Clare Trachtman : So Joanne, I’ll first take the MPT question. I would say, within this quarter, there was a little bit of mix coupled with some increased investments within MPT, but we should see sequential improvement within that business as well as we go into the fourth quarter, similar to what we will see with most of the businesses as well, so kind of following the general trend of Baxter. But this quarter on a year-over-year basis, if you look at it, just face differences within mix and some increased investments.

Brian Stevens : And I think adding to that, as Joe mentioned, we have a strong pump on the market right now and we’re seeing mid-teens growth in some of the equipment sales that are coming through that business.
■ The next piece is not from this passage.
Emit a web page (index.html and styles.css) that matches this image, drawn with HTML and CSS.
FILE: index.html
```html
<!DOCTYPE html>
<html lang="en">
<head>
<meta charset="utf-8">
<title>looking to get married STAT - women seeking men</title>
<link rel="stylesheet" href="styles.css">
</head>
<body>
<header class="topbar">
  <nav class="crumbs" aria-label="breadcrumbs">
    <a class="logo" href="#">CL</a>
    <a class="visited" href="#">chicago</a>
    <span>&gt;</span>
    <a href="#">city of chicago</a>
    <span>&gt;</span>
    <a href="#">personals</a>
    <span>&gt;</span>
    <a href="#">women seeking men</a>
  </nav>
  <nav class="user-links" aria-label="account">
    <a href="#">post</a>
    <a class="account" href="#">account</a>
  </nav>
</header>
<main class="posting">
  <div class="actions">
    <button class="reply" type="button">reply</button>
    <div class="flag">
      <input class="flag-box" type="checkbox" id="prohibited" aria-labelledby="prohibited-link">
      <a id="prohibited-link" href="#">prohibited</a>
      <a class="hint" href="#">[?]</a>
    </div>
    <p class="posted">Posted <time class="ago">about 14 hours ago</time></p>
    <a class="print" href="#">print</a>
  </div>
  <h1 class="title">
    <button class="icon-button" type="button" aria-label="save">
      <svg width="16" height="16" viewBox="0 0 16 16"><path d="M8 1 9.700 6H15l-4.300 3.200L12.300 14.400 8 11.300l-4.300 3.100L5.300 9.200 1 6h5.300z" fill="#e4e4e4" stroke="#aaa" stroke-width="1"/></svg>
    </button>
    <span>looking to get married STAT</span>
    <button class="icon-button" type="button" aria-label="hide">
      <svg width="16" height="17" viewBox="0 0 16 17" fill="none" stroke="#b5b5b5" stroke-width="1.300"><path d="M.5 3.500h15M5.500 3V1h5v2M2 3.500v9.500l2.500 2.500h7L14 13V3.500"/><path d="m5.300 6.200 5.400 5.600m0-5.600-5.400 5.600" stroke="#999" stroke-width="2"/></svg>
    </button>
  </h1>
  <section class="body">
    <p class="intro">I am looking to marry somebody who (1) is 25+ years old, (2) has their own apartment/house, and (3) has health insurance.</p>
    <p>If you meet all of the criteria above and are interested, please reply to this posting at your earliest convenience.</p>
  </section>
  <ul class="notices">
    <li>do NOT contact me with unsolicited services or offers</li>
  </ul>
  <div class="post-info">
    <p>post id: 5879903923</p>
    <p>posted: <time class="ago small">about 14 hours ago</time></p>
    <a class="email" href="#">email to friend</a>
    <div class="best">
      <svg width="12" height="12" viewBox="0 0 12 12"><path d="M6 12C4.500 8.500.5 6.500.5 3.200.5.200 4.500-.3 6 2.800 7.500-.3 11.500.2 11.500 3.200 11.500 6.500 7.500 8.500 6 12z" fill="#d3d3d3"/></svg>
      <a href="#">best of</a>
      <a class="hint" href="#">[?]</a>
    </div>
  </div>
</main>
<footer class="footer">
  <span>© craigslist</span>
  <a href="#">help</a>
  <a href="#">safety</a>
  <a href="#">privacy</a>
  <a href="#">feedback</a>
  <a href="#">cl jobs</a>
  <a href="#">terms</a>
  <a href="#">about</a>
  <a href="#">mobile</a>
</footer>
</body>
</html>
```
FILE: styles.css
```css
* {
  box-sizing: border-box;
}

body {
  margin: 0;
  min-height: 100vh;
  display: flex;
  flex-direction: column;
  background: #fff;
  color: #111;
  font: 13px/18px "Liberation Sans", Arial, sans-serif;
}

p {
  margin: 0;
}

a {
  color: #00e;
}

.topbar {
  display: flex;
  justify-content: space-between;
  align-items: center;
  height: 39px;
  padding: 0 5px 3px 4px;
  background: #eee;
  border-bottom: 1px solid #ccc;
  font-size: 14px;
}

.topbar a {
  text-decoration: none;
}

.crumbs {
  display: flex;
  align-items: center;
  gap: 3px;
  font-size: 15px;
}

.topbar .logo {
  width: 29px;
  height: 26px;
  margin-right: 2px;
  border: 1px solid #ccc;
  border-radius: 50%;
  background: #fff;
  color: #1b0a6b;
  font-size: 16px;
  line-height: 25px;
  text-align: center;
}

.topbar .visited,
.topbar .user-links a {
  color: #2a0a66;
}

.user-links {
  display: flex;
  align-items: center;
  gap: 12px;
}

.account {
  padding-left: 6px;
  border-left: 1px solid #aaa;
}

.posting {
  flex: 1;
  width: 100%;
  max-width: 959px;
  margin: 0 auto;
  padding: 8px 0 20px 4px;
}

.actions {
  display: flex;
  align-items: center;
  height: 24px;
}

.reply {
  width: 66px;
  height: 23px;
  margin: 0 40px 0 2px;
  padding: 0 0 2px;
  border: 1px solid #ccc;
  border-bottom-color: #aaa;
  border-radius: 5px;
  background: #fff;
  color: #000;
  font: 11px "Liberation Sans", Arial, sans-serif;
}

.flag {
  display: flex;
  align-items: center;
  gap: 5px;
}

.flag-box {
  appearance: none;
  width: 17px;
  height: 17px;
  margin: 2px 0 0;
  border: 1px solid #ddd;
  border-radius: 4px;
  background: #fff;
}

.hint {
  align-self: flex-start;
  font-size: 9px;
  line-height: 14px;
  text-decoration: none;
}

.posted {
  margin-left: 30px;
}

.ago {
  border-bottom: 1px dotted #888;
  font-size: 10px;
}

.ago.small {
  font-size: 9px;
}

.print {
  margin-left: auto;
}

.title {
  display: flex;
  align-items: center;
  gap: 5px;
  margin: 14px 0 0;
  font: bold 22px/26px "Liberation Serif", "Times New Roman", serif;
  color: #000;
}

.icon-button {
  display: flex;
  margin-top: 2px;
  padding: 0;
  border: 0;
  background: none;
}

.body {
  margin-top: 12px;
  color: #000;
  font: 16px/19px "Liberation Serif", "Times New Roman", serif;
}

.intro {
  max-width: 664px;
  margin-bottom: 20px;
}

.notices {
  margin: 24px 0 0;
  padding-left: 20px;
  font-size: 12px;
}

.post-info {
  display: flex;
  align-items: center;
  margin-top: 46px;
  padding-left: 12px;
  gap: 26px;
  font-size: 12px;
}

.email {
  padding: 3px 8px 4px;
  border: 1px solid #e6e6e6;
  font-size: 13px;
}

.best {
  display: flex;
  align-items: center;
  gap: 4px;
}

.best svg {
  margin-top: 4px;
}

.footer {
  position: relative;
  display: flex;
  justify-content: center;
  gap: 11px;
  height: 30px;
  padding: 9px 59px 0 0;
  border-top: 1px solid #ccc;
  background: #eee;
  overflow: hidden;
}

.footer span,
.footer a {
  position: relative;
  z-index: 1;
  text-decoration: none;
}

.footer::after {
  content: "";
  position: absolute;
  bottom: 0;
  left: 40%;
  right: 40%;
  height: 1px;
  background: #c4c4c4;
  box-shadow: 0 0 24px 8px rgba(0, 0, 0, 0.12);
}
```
So I think that is something that has helped us that we’ll be continuing to focus on next year. Regarding the second question on pricing, there’s some puts and takes here. We do have some of our GPO contracts coming up for renewal and we are committed to negotiating pricing that reflects current costs that have increased in recent years and is fair to both parties. We did get some temporary price increasing during the – in recent periods that’s going to be rolling off, but shortly after that we’ll be entering it into the negotiation stage. So stay tuned on that, but we are committed to focusing on pricing as one of our levers in the future.
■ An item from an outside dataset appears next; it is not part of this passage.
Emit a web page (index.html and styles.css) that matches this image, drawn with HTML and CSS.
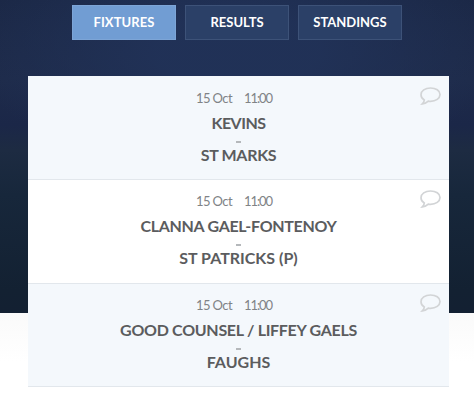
FILE: index.html
```html
<!DOCTYPE html>
<html lang="en">
<head>
<meta charset="utf-8">
<title>Fixtures</title>
<link rel="stylesheet" href="styles.css">
</head>
<body>
<main class="hero">
  <nav class="tabs">
    <a class="tab active">FIXTURES</a>
    <a class="tab">RESULTS</a>
    <a class="tab">STANDINGS</a>
  </nav>
  <section class="card">
    <article class="match">
      <div class="when"><span class="date">15 Oct</span><span class="time">11:00</span></div>
      <div class="team tighter">KEVINS</div>
      <div class="dash"></div>
      <div class="team tight">ST MARKS</div>
      <svg class="bubble" viewBox="0 0 21 18"><path d="M4.300 13C2.200 11.800 1 9.800 1 7.700C1 3.900 5.100 1 10.500 1s9.500 2.700 9.500 6.500s-4.200 6.800-9.500 6.800c-.8 0-1.500 0-2.200-.2C6.600 15.700 4.800 16.700 2.300 16.900C3.500 15.700 4.200 14.500 4.300 13Z"/></svg>
    </article>
    <article class="match">
      <div class="when"><span class="date">15 Oct</span><span class="time">11:00</span></div>
      <div class="team tight">CLANNA GAEL-FONTENOY</div>
      <div class="dash"></div>
      <div class="team">ST PATRICKS (P)</div>
      <svg class="bubble" viewBox="0 0 21 18"><path d="M4.300 13C2.200 11.800 1 9.800 1 7.700C1 3.900 5.100 1 10.500 1s9.500 2.700 9.500 6.500s-4.200 6.800-9.500 6.800c-.8 0-1.500 0-2.200-.2C6.600 15.700 4.800 16.700 2.300 16.900C3.500 15.700 4.200 14.500 4.300 13Z"/></svg>
    </article>
    <article class="match">
      <div class="when"><span class="date">15 Oct</span><span class="time">11:00</span></div>
      <div class="team tight">GOOD COUNSEL / LIFFEY GAELS</div>
      <div class="dash"></div>
      <div class="team">FAUGHS</div>
      <svg class="bubble" viewBox="0 0 21 18"><path d="M4.300 13C2.200 11.800 1 9.800 1 7.700C1 3.900 5.100 1 10.500 1s9.500 2.700 9.500 6.500s-4.200 6.800-9.500 6.800c-.8 0-1.500 0-2.200-.2C6.600 15.700 4.800 16.700 2.300 16.900C3.500 15.700 4.200 14.500 4.300 13Z"/></svg>
    </article>
  </section>
</main>
</body>
</html>
```
FILE: styles.css
```css
* { box-sizing: border-box; }
body {
  margin: 0;
  height: 411px;
  overflow: hidden;
  font-family: Lato, "Liberation Sans", sans-serif;
  background:
    radial-gradient(ellipse 270px 120px at 237px 50px, rgba(33, 50, 88, 0.9) 30%, rgba(33, 50, 88, 0) 100%) 0 0 / 100% 313px no-repeat,
    linear-gradient(#1b2846 0, #1e2b4a 80px, #1b2748 125px, #1d2b42 150px, #17273b 195px, #132132 290px, #132032 313px, #fafafa 313px, #fff 362px);
}
.hero { padding: 5px 25px 0 28px; }
.tabs { display: flex; gap: 9px; padding-left: 44px; }
.tab {
  width: 104px;
  height: 35px;
  border: 1px solid #3d5278;
  background: #2b4067;
  color: #fff;
  font-size: 13px;
  font-weight: 700;
  line-height: 33px;
  text-align: center;
}
.tab.active { background: #719dd3; border-color: #7da5d6; letter-spacing: 0.1px; }
.card { margin-top: 36px; width: 421px; padding-top: 1px; background: #f4f8fc; }
.match {
  position: relative;
  height: 103.400px;
  padding-top: 12px;
  background: #fff;
  border-bottom: 1px solid #e2e7ec;
  text-align: center;
}
.match:nth-child(odd) { background: #f4f8fc; }
.when {
  display: flex;
  padding-left: 168px;
  height: 18px;
  line-height: 18px;
  font-size: 13px;
  text-align: left;
  color: #808386;
}
.date { width: 48px; letter-spacing: -0.600px; }
.time { letter-spacing: -1.100px; }
.team {
  height: 20px;
  margin-top: 6px;
  line-height: 20px;
  font-size: 16px;
  font-weight: 700;
  color: #5b5c5e;
  white-space: nowrap;
}
.tight { letter-spacing: -0.300px; }
.tighter { letter-spacing: -0.500px; }
.dash { width: 5px; height: 2px; margin: 8px auto -4px; background: #b5b8bb; }
.bubble { position: absolute; top: 10px; right: 8px; width: 21px; height: 18px; fill: none; stroke: #d2d4d6; stroke-width: 1.700; }
```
Joe Almeida: Just closing on the GPO contract, we’re very engaged, the two out of three being negotiated at the moment. They are for 2025. And as Brian said, we are looking at all the opportunities to compensate the company for the significant cost increase that we had experienced in 2022.
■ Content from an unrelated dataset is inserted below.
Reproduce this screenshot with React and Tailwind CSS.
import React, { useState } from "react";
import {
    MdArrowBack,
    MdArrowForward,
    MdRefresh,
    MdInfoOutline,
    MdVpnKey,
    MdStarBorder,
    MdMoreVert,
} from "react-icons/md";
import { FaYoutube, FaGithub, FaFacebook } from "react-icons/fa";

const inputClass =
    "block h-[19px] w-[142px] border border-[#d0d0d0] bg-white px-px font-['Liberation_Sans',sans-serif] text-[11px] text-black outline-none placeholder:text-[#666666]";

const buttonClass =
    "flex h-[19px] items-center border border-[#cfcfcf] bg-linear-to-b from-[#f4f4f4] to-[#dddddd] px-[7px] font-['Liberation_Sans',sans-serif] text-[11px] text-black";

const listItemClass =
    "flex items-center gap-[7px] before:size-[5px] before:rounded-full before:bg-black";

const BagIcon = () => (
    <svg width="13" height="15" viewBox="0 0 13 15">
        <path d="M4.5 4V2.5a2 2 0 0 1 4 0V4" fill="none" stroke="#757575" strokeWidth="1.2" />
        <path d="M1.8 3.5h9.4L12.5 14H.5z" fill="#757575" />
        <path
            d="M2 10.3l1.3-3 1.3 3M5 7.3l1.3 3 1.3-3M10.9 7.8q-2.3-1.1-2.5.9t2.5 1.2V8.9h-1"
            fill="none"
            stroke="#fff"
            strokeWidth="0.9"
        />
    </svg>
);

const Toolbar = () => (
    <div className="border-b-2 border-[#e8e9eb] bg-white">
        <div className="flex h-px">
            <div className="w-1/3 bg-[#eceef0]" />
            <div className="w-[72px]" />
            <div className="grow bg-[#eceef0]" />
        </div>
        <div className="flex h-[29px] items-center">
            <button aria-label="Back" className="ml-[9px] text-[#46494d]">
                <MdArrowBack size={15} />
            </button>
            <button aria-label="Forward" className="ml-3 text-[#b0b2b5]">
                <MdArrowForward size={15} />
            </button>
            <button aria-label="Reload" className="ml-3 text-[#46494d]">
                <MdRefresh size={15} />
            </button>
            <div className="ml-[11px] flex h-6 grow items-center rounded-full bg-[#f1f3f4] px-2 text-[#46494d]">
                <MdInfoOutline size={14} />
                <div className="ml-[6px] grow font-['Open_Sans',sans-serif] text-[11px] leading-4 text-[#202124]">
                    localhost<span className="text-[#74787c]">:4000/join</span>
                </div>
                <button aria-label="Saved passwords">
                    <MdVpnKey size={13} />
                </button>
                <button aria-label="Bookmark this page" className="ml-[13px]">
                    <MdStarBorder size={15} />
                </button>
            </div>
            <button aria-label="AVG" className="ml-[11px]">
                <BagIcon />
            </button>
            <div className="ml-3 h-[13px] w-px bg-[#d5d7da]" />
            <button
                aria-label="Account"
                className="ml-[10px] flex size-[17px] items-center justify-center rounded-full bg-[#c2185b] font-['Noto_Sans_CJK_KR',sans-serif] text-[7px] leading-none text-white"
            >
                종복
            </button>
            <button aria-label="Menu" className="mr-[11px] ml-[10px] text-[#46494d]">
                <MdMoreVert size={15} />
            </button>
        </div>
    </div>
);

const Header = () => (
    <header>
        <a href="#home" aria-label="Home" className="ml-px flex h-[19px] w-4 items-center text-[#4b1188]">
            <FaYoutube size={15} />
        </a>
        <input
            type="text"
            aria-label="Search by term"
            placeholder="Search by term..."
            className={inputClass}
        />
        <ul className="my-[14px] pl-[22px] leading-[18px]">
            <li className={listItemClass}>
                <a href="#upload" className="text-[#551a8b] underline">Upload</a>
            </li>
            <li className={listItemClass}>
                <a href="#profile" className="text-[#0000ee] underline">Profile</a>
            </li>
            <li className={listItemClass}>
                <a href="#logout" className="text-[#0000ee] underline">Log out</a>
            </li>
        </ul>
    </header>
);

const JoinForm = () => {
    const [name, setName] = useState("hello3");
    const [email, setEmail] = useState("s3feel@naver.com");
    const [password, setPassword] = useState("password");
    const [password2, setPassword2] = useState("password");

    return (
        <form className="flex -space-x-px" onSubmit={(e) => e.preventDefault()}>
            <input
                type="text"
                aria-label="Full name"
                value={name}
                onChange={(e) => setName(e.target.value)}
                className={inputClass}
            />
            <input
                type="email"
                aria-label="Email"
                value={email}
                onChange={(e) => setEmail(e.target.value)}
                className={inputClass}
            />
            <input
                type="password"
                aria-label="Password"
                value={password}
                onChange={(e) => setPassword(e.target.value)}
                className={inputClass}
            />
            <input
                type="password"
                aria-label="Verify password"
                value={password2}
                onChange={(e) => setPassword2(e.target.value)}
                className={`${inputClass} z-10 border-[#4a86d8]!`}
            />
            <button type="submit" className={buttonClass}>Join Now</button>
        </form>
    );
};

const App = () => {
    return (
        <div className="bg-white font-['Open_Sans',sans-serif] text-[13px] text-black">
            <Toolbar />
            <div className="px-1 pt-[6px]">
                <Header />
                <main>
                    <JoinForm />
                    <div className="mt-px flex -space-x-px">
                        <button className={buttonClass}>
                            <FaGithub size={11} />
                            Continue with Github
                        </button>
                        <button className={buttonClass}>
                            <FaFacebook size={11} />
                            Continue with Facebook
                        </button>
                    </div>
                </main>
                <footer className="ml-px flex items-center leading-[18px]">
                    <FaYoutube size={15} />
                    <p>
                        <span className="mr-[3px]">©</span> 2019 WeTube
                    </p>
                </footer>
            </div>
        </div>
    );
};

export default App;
Joanne Wuensch: Thank you.

Operator: And your final question comes from the line of Danielle Antalffy from UBS. Your line is open.

Danielle Antalffy: Hey. Good morning, everyone. Thanks so much for taking the question. Joel, excited to meet you. You have a great team over there with Clare and Company, so very excited to work together. My question is around the new operating model and how to think about from a tangible perspective, how this changes the way Baxter invests in R&D. Should we be thinking about the real benefit of the operating model, more on the accountability and cost side or on the R&D side and elevating the TAM and WAMGR of the company over the next few years? I guess I’m trying to get an understanding of where the real benefit comes from this new operating model, and that’s it for me. Thanks so much.

Joe Almeida: Thank you. It comes first from the accountability of each one of the segment Presidents, who are fully accountable for the profit and losses of their business, including all the allocations that got put on. As you saw, is a fully allocated P&L. So they make all the decisions on portfolio management within their spectrum of business. Also, all the decisions in investment research and development. So you look at HST. This year we’ve been investing with higher intensity in the HST to get products out faster. There is no two different parties to talk to. It all sits within the business. Also a great advantage is to have the manufacturing supply chain reporting into this business. Despite the fact we still have a coordination overall for the company, we do have this business, the plants and the heads of those plants in the business, and they are on the same page.

And that drives quite a bit of the cost reductions, the optimization of product design, because it’s all within the same group. Some are fungible. Some are not fungible. Some are qualitative improvements that we see by communication. The other is really communication when you have set growth targets for CAGR for the business, it’s easier that way. There’s no two different parties. We don’t have a region of the world that will decide on growth versus a business line that goes across the globe, which is trying to negotiate those numbers. So it’s a very simple conversation. It’s very easy to do it, and we’re starting to see the effect in the creation of our annual operating plan at the moment, is an easier and better process.

Danielle Antalffy: Thank you.

Clare Trachtman : Thanks, everyone. Rob, this can conclude our call.

Operator: Ladies and gentlemen, this concludes today’s conference call with Baxter International. Thank you for participating.